:: MATERIAL PROVIDED
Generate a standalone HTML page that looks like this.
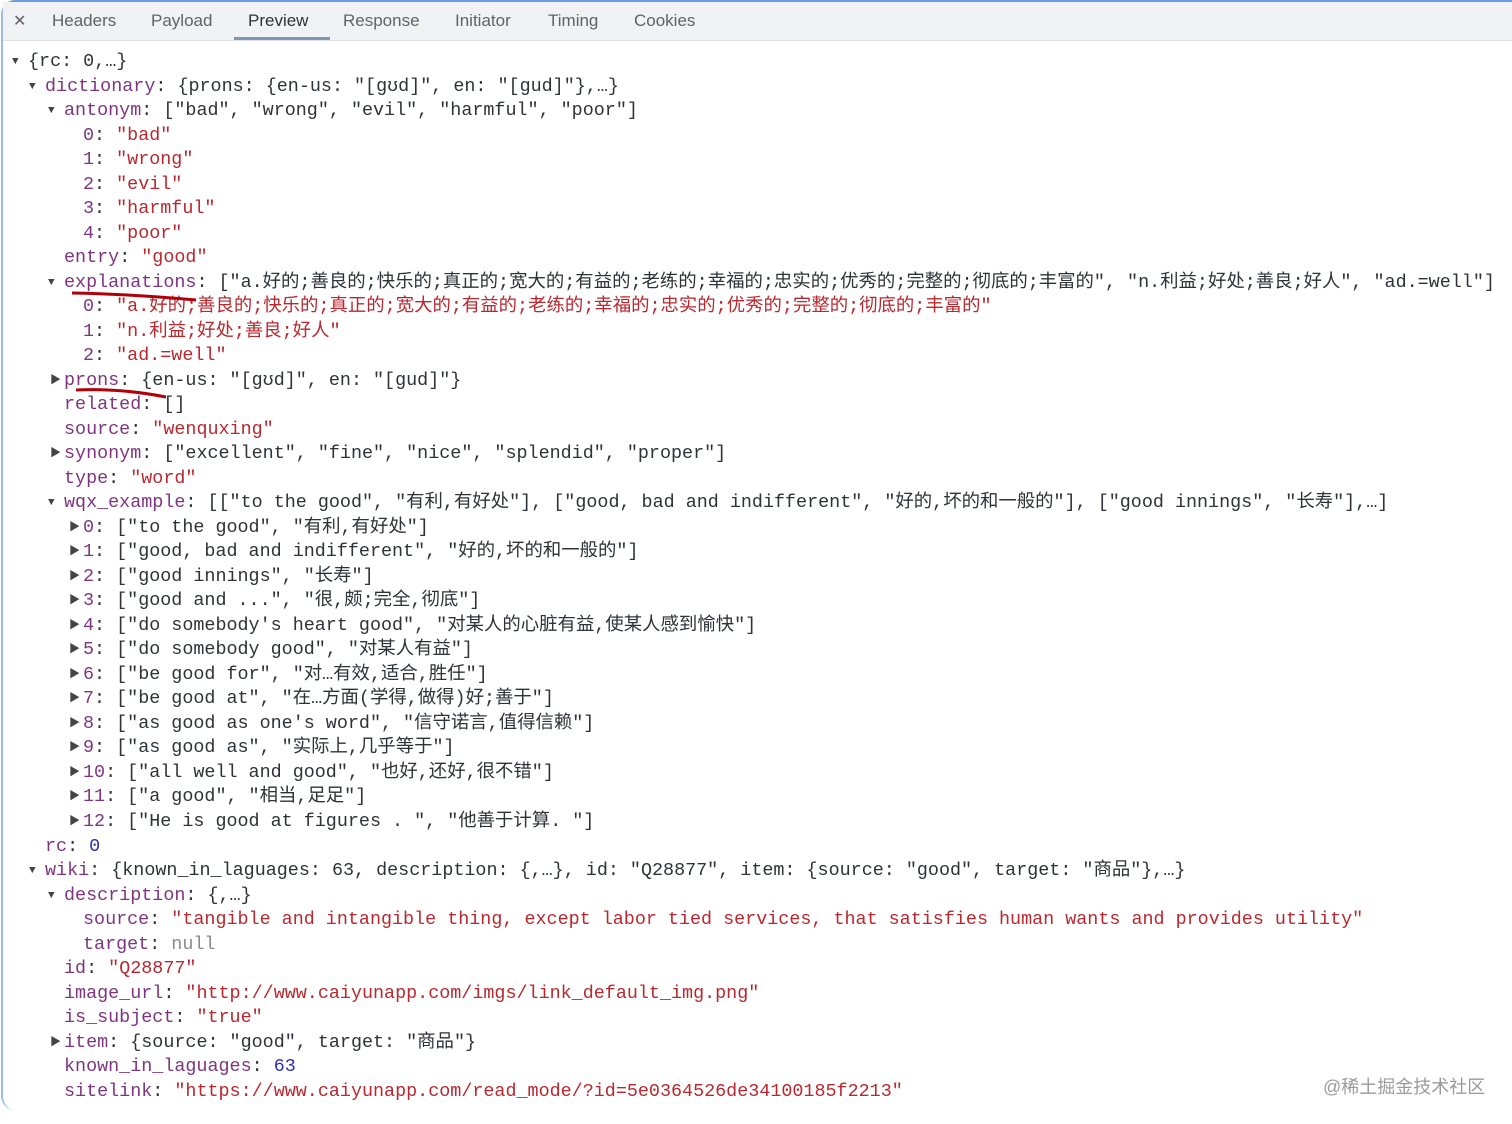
<!DOCTYPE html>
<html><head><meta charset="utf-8"><style>
html,body{margin:0;padding:0;background:#fff;width:1512px;height:1124px;overflow:hidden}
.frame{position:absolute;left:1px;top:0;width:1540px;height:1108px;border-left:2px solid #9dbbe6;border-top:2px solid #6d9be0;border-radius:14px 0 0 14px;}
.tabs{position:absolute;left:3px;top:2px;width:1509px;height:38px;background:#f1f2f4;border-bottom:1px solid #dfe1e4;font-family:"Liberation Sans",sans-serif;font-size:17px;color:#5f6368}
.tabs span{position:absolute;top:9px}
.ul{position:absolute;left:234px;top:37px;width:96px;height:3px;background:#7d95b8}
.code{position:absolute;left:0;top:50px;width:1512px;font-family:"Liberation Mono","Noto Sans CJK SC",monospace;font-size:18.4px;line-height:24.52px;color:#2f3238}
.code div{position:relative;height:24.52px;white-space:pre}
.k{color:#7f3481}
.s{color:#b9282f}
.n{color:#2a2fb4}
.g{color:#8a8a8a}
.t{position:absolute;font-size:11px;color:#444;top:0}
.wm{position:absolute;left:1323px;top:1073px;font-family:"Liberation Sans","Noto Sans CJK SC",sans-serif;font-size:18px;color:#9a9a9a}
</style></head><body>
<div class="frame"></div>
<div class="tabs">
<span style="left:10px;font-size:16px">✕</span>
<span style="left:49px">Headers</span>
<span style="left:148px">Payload</span>
<span style="left:245px;color:#303338">Preview</span>
<span style="left:340px">Response</span>
<span style="left:452px">Initiator</span>
<span style="left:545px">Timing</span>
<span style="left:631px">Cookies</span>
<div class="ul" style="left:231px;top:35px"></div>
</div>
<div class="code"><div style="left:28px"><span class="t" style="left:-16px">▼</span>{rc: 0,…}</div><div style="left:45px"><span class="t" style="left:-16px">▼</span><span class="k">dictionary</span>: {prons: {en-us: "[gʊd]", en: "[gud]"},…}</div><div style="left:64px"><span class="t" style="left:-16px">▼</span><span class="k">antonym</span>: ["bad", "wrong", "evil", "harmful", "poor"]</div><div style="left:83px"><span class="k">0</span>: <span class="s">"bad"</span></div><div style="left:83px"><span class="k">1</span>: <span class="s">"wrong"</span></div><div style="left:83px"><span class="k">2</span>: <span class="s">"evil"</span></div><div style="left:83px"><span class="k">3</span>: <span class="s">"harmful"</span></div><div style="left:83px"><span class="k">4</span>: <span class="s">"poor"</span></div><div style="left:64px"><span class="k">entry</span>: <span class="s">"good"</span></div><div style="left:64px"><span class="t" style="left:-16px">▼</span><span class="k">explanations</span>: ["a.好的;善良的;快乐的;真正的;宽大的;有益的;老练的;幸福的;忠实的;优秀的;完整的;彻底的;丰富的", "n.利益;好处;善良;好人", "ad.=well"]</div><div style="left:83px"><span class="k">0</span>: <span class="s">"a.好的;善良的;快乐的;真正的;宽大的;有益的;老练的;幸福的;忠实的;优秀的;完整的;彻底的;丰富的"</span></div><div style="left:83px"><span class="k">1</span>: <span class="s">"n.利益;好处;善良;好人"</span></div><div style="left:83px"><span class="k">2</span>: <span class="s">"ad.=well"</span></div><div style="left:64px"><span class="t" style="left:-14px">▶</span><span class="k">prons</span>: {en-us: "[gʊd]", en: "[gud]"}</div><div style="left:64px"><span class="k">related</span>: []</div><div style="left:64px"><span class="k">source</span>: <span class="s">"wenquxing"</span></div><div style="left:64px"><span class="t" style="left:-14px">▶</span><span class="k">synonym</span>: ["excellent", "fine", "nice", "splendid", "proper"]</div><div style="left:64px"><span class="k">type</span>: <span class="s">"word"</span></div><div style="left:64px"><span class="t" style="left:-16px">▼</span><span class="k">wqx_example</span>: [["to the good", "有利,有好处"], ["good, bad and indifferent", "好的,坏的和一般的"], ["good innings", "长寿"],…]</div><div style="left:83px"><span class="t" style="left:-14px">▶</span><span class="k">0</span>: ["to the good", "有利,有好处"]</div><div style="left:83px"><span class="t" style="left:-14px">▶</span><span class="k">1</span>: ["good, bad and indifferent", "好的,坏的和一般的"]</div><div style="left:83px"><span class="t" style="left:-14px">▶</span><span class="k">2</span>: ["good innings", "长寿"]</div><div style="left:83px"><span class="t" style="left:-14px">▶</span><span class="k">3</span>: ["good and ...", "很,颇;完全,彻底"]</div><div style="left:83px"><span class="t" style="left:-14px">▶</span><span class="k">4</span>: ["do somebody's heart good", "对某人的心脏有益,使某人感到愉快"]</div><div style="left:83px"><span class="t" style="left:-14px">▶</span><span class="k">5</span>: ["do somebody good", "对某人有益"]</div><div style="left:83px"><span class="t" style="left:-14px">▶</span><span class="k">6</span>: ["be good for", "对…有效,适合,胜任"]</div><div style="left:83px"><span class="t" style="left:-14px">▶</span><span class="k">7</span>: ["be good at", "在…方面(学得,做得)好;善于"]</div><div style="left:83px"><span class="t" style="left:-14px">▶</span><span class="k">8</span>: ["as good as one's word", "信守诺言,值得信赖"]</div><div style="left:83px"><span class="t" style="left:-14px">▶</span><span class="k">9</span>: ["as good as", "实际上,几乎等于"]</div><div style="left:83px"><span class="t" style="left:-14px">▶</span><span class="k">10</span>: ["all well and good", "也好,还好,很不错"]</div><div style="left:83px"><span class="t" style="left:-14px">▶</span><span class="k">11</span>: ["a good", "相当,足足"]</div><div style="left:83px"><span class="t" style="left:-14px">▶</span><span class="k">12</span>: ["He is good at figures . ", "他善于计算. "]</div><div style="left:45px"><span class="k">rc</span>: <span class="n">0</span></div><div style="left:45px"><span class="t" style="left:-16px">▼</span><span class="k">wiki</span>: {known_in_laguages: 63, description: {,…}, id: "Q28877", item: {source: "good", target: "商品"},…}</div><div style="left:64px"><span class="t" style="left:-16px">▼</span><span class="k">description</span>: {,…}</div><div style="left:83px"><span class="k">source</span>: <span class="s">"tangible and intangible thing, except labor tied services, that satisfies human wants and provides utility"</span></div><div style="left:83px"><span class="k">target</span>: <span class="g">null</span></div><div style="left:64px"><span class="k">id</span>: <span class="s">"Q28877"</span></div><div style="left:64px"><span class="k">image_url</span>: <span class="s">"http://www.caiyunapp.com/imgs/link_default_img.png"</span></div><div style="left:64px"><span class="k">is_subject</span>: <span class="s">"true"</span></div><div style="left:64px"><span class="t" style="left:-14px">▶</span><span class="k">item</span>: {source: "good", target: "商品"}</div><div style="left:64px"><span class="k">known_in_laguages</span>: <span class="n">63</span></div><div style="left:64px"><span class="k">sitelink</span>: <span class="s">"https://www.caiyunapp.com/read_mode/?id=5e0364526de34100185f2213"</span></div></div>
<svg style="position:absolute;left:0;top:0" width="1512" height="1124">
<path d="M72 293 Q130 294 196 300" stroke="#b0000a" stroke-width="3" fill="none"/>
<path d="M76 390 Q120 388 166 397" stroke="#b0000a" stroke-width="3" fill="none"/>
</svg>
<div class="wm">@稀土掘金技术社区</div>
</body></html>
::::
WORK TO BE COMPLETED:
Transcribe each line above verbatim, with the pictures left out.

TASK OUTPUT:
Generate a standalone HTML page that looks like this.
<!DOCTYPE html>
<html><head><meta charset="utf-8"><style>
html,body{margin:0;padding:0;background:#fff;width:1512px;height:1124px;overflow:hidden}
.frame{position:absolute;left:1px;top:0;width:1540px;height:1108px;border-left:2px solid #9dbbe6;border-top:2px solid #6d9be0;border-radius:14px 0 0 14px;}
.tabs{position:absolute;left:3px;top:2px;width:1509px;height:38px;background:#f1f2f4;border-bottom:1px solid #dfe1e4;font-family:"Liberation Sans",sans-serif;font-size:17px;color:#5f6368}
.tabs span{position:absolute;top:9px}
.ul{position:absolute;left:234px;top:37px;width:96px;height:3px;background:#7d95b8}
.code{position:absolute;left:0;top:50px;width:1512px;font-family:"Liberation Mono","Noto Sans CJK SC",monospace;font-size:18.4px;line-height:24.52px;color:#2f3238}
.code div{position:relative;height:24.52px;white-space:pre}
.k{color:#7f3481}
.s{color:#b9282f}
.n{color:#2a2fb4}
.g{color:#8a8a8a}
.t{position:absolute;font-size:11px;color:#444;top:0}
.wm{position:absolute;left:1323px;top:1073px;font-family:"Liberation Sans","Noto Sans CJK SC",sans-serif;font-size:18px;color:#9a9a9a}
</style></head><body>
<div class="frame"></div>
<div class="tabs">
<span style="left:10px;font-size:16px">✕</span>
<span style="left:49px">Headers</span>
<span style="left:148px">Payload</span>
<span style="left:245px;color:#303338">Preview</span>
<span style="left:340px">Response</span>
<span style="left:452px">Initiator</span>
<span style="left:545px">Timing</span>
<span style="left:631px">Cookies</span>
<div class="ul" style="left:231px;top:35px"></div>
</div>
<div class="code"><div style="left:28px"><span class="t" style="left:-16px">▼</span>{rc: 0,…}</div><div style="left:45px"><span class="t" style="left:-16px">▼</span><span class="k">dictionary</span>: {prons: {en-us: "[gʊd]", en: "[gud]"},…}</div><div style="left:64px"><span class="t" style="left:-16px">▼</span><span class="k">antonym</span>: ["bad", "wrong", "evil", "harmful", "poor"]</div><div style="left:83px"><span class="k">0</span>: <span class="s">"bad"</span></div><div style="left:83px"><span class="k">1</span>: <span class="s">"wrong"</span></div><div style="left:83px"><span class="k">2</span>: <span class="s">"evil"</span></div><div style="left:83px"><span class="k">3</span>: <span class="s">"harmful"</span></div><div style="left:83px"><span class="k">4</span>: <span class="s">"poor"</span></div><div style="left:64px"><span class="k">entry</span>: <span class="s">"good"</span></div><div style="left:64px"><span class="t" style="left:-16px">▼</span><span class="k">explanations</span>: ["a.好的;善良的;快乐的;真正的;宽大的;有益的;老练的;幸福的;忠实的;优秀的;完整的;彻底的;丰富的", "n.利益;好处;善良;好人", "ad.=well"]</div><div style="left:83px"><span class="k">0</span>: <span class="s">"a.好的;善良的;快乐的;真正的;宽大的;有益的;老练的;幸福的;忠实的;优秀的;完整的;彻底的;丰富的"</span></div><div style="left:83px"><span class="k">1</span>: <span class="s">"n.利益;好处;善良;好人"</span></div><div style="left:83px"><span class="k">2</span>: <span class="s">"ad.=well"</span></div><div style="left:64px"><span class="t" style="left:-14px">▶</span><span class="k">prons</span>: {en-us: "[gʊd]", en: "[gud]"}</div><div style="left:64px"><span class="k">related</span>: []</div><div style="left:64px"><span class="k">source</span>: <span class="s">"wenquxing"</span></div><div style="left:64px"><span class="t" style="left:-14px">▶</span><span class="k">synonym</span>: ["excellent", "fine", "nice", "splendid", "proper"]</div><div style="left:64px"><span class="k">type</span>: <span class="s">"word"</span></div><div style="left:64px"><span class="t" style="left:-16px">▼</span><span class="k">wqx_example</span>: [["to the good", "有利,有好处"], ["good, bad and indifferent", "好的,坏的和一般的"], ["good innings", "长寿"],…]</div><div style="left:83px"><span class="t" style="left:-14px">▶</span><span class="k">0</span>: ["to the good", "有利,有好处"]</div><div style="left:83px"><span class="t" style="left:-14px">▶</span><span class="k">1</span>: ["good, bad and indifferent", "好的,坏的和一般的"]</div><div style="left:83px"><span class="t" style="left:-14px">▶</span><span class="k">2</span>: ["good innings", "长寿"]</div><div style="left:83px"><span class="t" style="left:-14px">▶</span><span class="k">3</span>: ["good and ...", "很,颇;完全,彻底"]</div><div style="left:83px"><span class="t" style="left:-14px">▶</span><span class="k">4</span>: ["do somebody's heart good", "对某人的心脏有益,使某人感到愉快"]</div><div style="left:83px"><span class="t" style="left:-14px">▶</span><span class="k">5</span>: ["do somebody good", "对某人有益"]</div><div style="left:83px"><span class="t" style="left:-14px">▶</span><span class="k">6</span>: ["be good for", "对…有效,适合,胜任"]</div><div style="left:83px"><span class="t" style="left:-14px">▶</span><span class="k">7</span>: ["be good at", "在…方面(学得,做得)好;善于"]</div><div style="left:83px"><span class="t" style="left:-14px">▶</span><span class="k">8</span>: ["as good as one's word", "信守诺言,值得信赖"]</div><div style="left:83px"><span class="t" style="left:-14px">▶</span><span class="k">9</span>: ["as good as", "实际上,几乎等于"]</div><div style="left:83px"><span class="t" style="left:-14px">▶</span><span class="k">10</span>: ["all well and good", "也好,还好,很不错"]</div><div style="left:83px"><span class="t" style="left:-14px">▶</span><span class="k">11</span>: ["a good", "相当,足足"]</div><div style="left:83px"><span class="t" style="left:-14px">▶</span><span class="k">12</span>: ["He is good at figures . ", "他善于计算. "]</div><div style="left:45px"><span class="k">rc</span>: <span class="n">0</span></div><div style="left:45px"><span class="t" style="left:-16px">▼</span><span class="k">wiki</span>: {known_in_laguages: 63, description: {,…}, id: "Q28877", item: {source: "good", target: "商品"},…}</div><div style="left:64px"><span class="t" style="left:-16px">▼</span><span class="k">description</span>: {,…}</div><div style="left:83px"><span class="k">source</span>: <span class="s">"tangible and intangible thing, except labor tied services, that satisfies human wants and provides utility"</span></div><div style="left:83px"><span class="k">target</span>: <span class="g">null</span></div><div style="left:64px"><span class="k">id</span>: <span class="s">"Q28877"</span></div><div style="left:64px"><span class="k">image_url</span>: <span class="s">"http://www.caiyunapp.com/imgs/link_default_img.png"</span></div><div style="left:64px"><span class="k">is_subject</span>: <span class="s">"true"</span></div><div style="left:64px"><span class="t" style="left:-14px">▶</span><span class="k">item</span>: {source: "good", target: "商品"}</div><div style="left:64px"><span class="k">known_in_laguages</span>: <span class="n">63</span></div><div style="left:64px"><span class="k">sitelink</span>: <span class="s">"https://www.caiyunapp.com/read_mode/?id=5e0364526de34100185f2213"</span></div></div>
<svg style="position:absolute;left:0;top:0" width="1512" height="1124">
<path d="M72 293 Q130 294 196 300" stroke="#b0000a" stroke-width="3" fill="none"/>
<path d="M76 390 Q120 388 166 397" stroke="#b0000a" stroke-width="3" fill="none"/>
</svg>
<div class="wm">@稀土掘金技术社区</div>
</body></html>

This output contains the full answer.